Thursday, March 15, 2012


The Southern Pacific Cascade Line seeks to capture major features of the SP mainline in Oregon:  the Cascade Hill climb, major forest products industry, and a smattering of other industry in the Willamette Valley.  The resulting layout plan reflects those priorities with highest emphasis (and space devoted) to “the Hill.”  Doing justice to the mountain mainline left no room for other features of the SP in Oregon, including the coastal branches or the original Siskiyou Line.  The mainline “bug” bit me early in life and remains the core inspiration for modeling.

Southern Pacific’s Oregon mainline was dominated by the 44 miles of 1.8% grade from the help station of Oakridge to Cascade Summit, along Odell Lake.  This was the longest sustained mountain climb on a railroad renowned for tough mountain climbs (Donner, Tehachapi, Beaumont, Cuesta).  In the days of steam power, SP’s signature cab forward ACs were standard power on the Hill.  They were supplanted by hoards of “covered wagon” F-7 diesel-electrics and SD-9 “cadillacs” before yielding to even larger six-axle EMD locomotives: SD-40s and SD-45s of straight, “flare” and “tunnel” configurations.  The deep thrum-thrum of heavy power in “Run 8” (maximum throttle) echoing off forested mountain walls left a lasting impression of heavy duty railroading.

The following images, captured in September, 1973, capture the essence of the scene as SP X-9132-West climbs out of Heather to cross the Slat Creek Trestle and Highway 58, lifting another drag of forest products toward California markets.

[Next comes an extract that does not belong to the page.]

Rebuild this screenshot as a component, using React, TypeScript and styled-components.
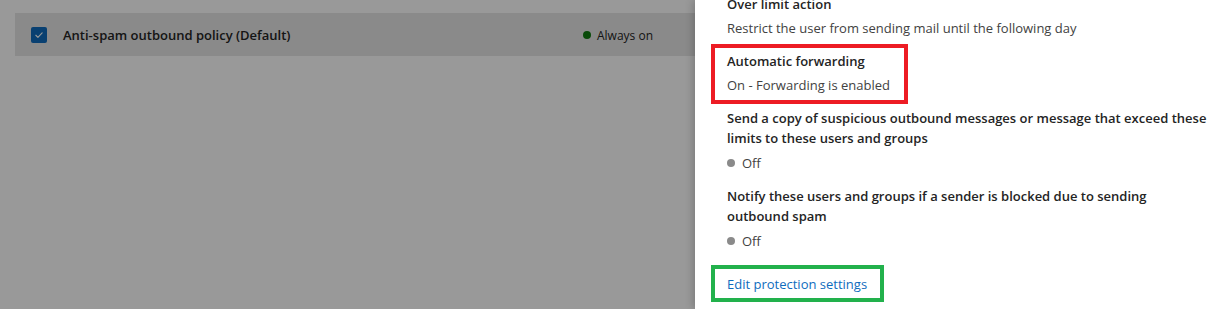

As the lead power disappears uphill toward Wicopee, the mid train helper storms into view.

My HO scale SP Cascade Line seeks to provide a stage for recreating such scenes, serving as a tribute to the land and the people of Oregon and the SP.

The prototype Cascade Line was completed in 1926, spanning the then-existing gap between Oakridge above the Willamette Valley and Kirk on the east side of the Cascades, north of Klamath Falls.  This “Natron Cutoff” replaced the original Oregon mainline of the Siskiyou Line.  The new line reduced total distance, climb, gradient and curvature, providing the SP with a line better suited to the heavy forest products traffic that developed with the improved transportation.  The line between Eugene and Crescent Lake formed the Springfield Subdivision of the Portland Division of the SP.  With the 1964 reorganization into the Oregon Division, this section of railroad became the Cascade Subdivision.

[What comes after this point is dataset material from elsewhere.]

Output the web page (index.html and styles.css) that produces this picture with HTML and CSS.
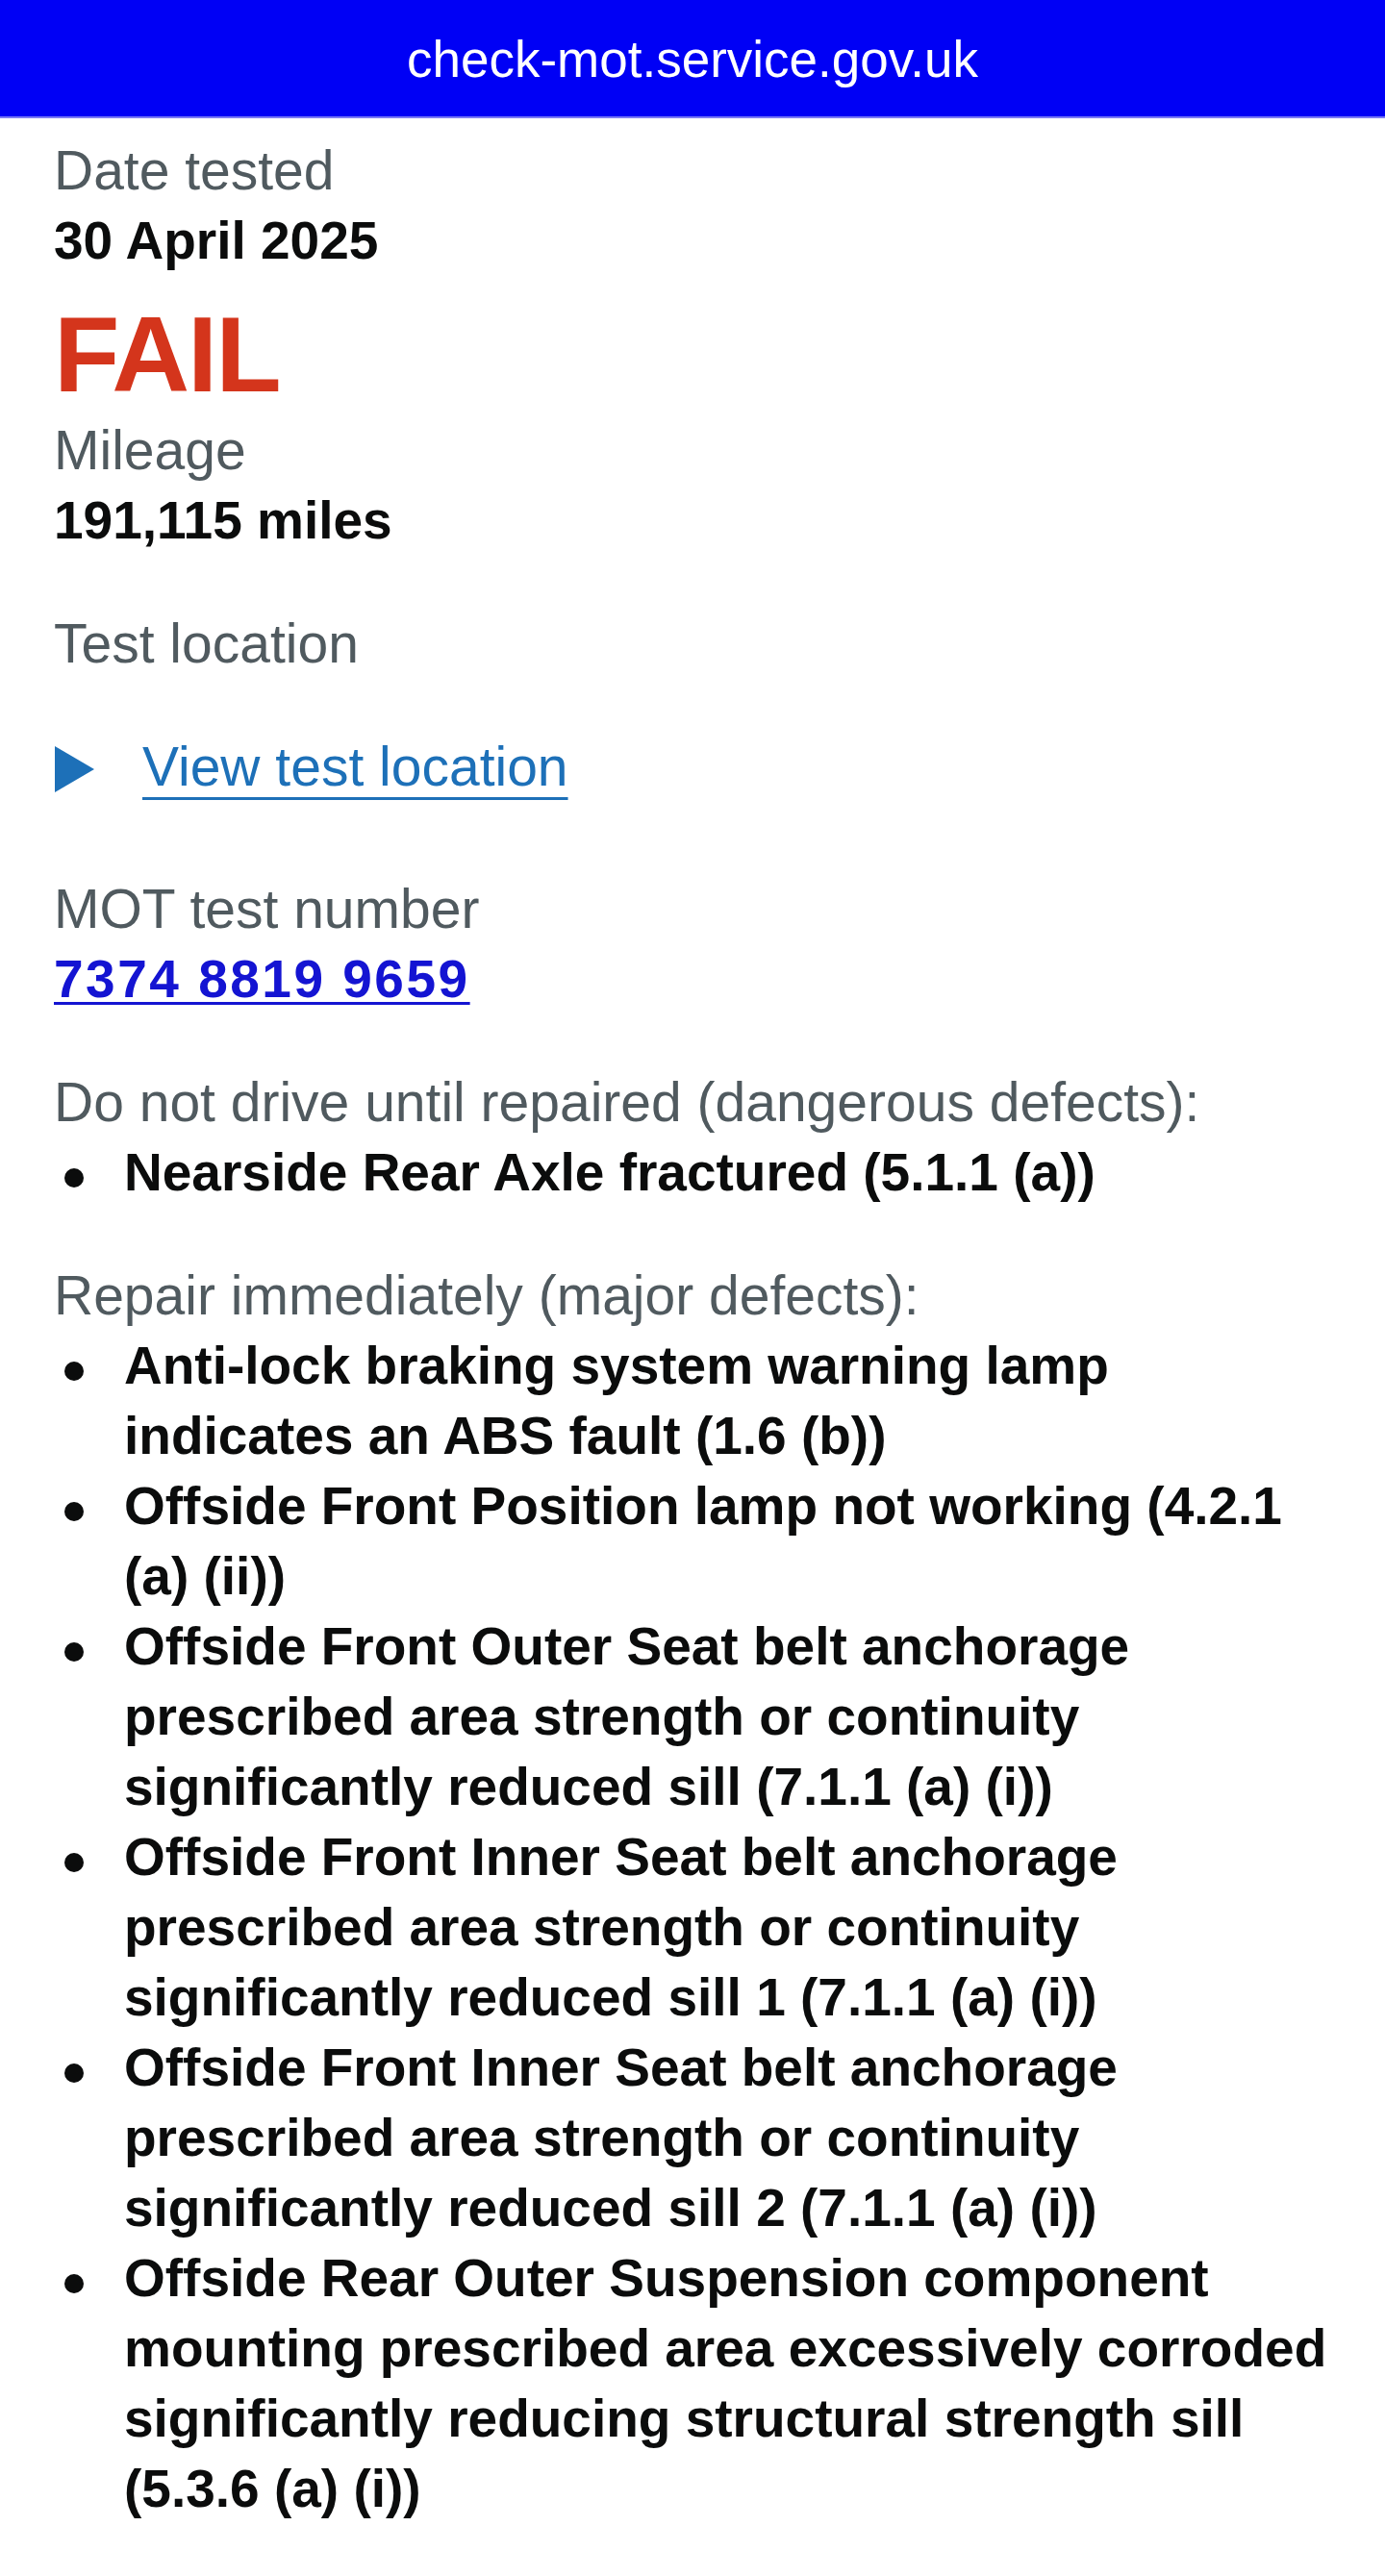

My HO scale model railroad concentrates on the Springfield Subdivision between Eugene and Crescent Lake.  The layout schematic below shows the emphasis of station selections focused on the mountain grade between Oakridge and Cascade Summit. 

Stations were selected based on operational significance and are roughly evenly spaced up the Hill:

Oakridge: steam era helper station

McCredie Springs: Maintenance of Way base

Wicopee: major water stop and still the site of an operating water plug

Cruzatte: wheel cooling stop for downhill steam trains

Cascade Summit: top of the mountain grade

Wyes are used for turning locomotives at Oakridge and Cascade Summit. 

In addition to the helper locomotive facilities at Oakridge, two large lumber mills were served:  Pope and Talbot, just geographic east of town and Western Lumber at Westfir, just geographic west of town.

Springfield has long served as a major forest products industry hub and will do so on the model railroad.

Eugene provides a concentration of forest products, agricultural and other industries and served as a major operating hub for the Southern Pacific once the Natron Cutoff was completed.   Eugene provided major yard facilities for sorting freight and originating trains.  A difficult design challenge for the layout plan was to capture features of the historic Eugene RR facilities while keeping it within the layout space available and its function with respect to the rest of the model railroad.  A future post will describe many of those design choices.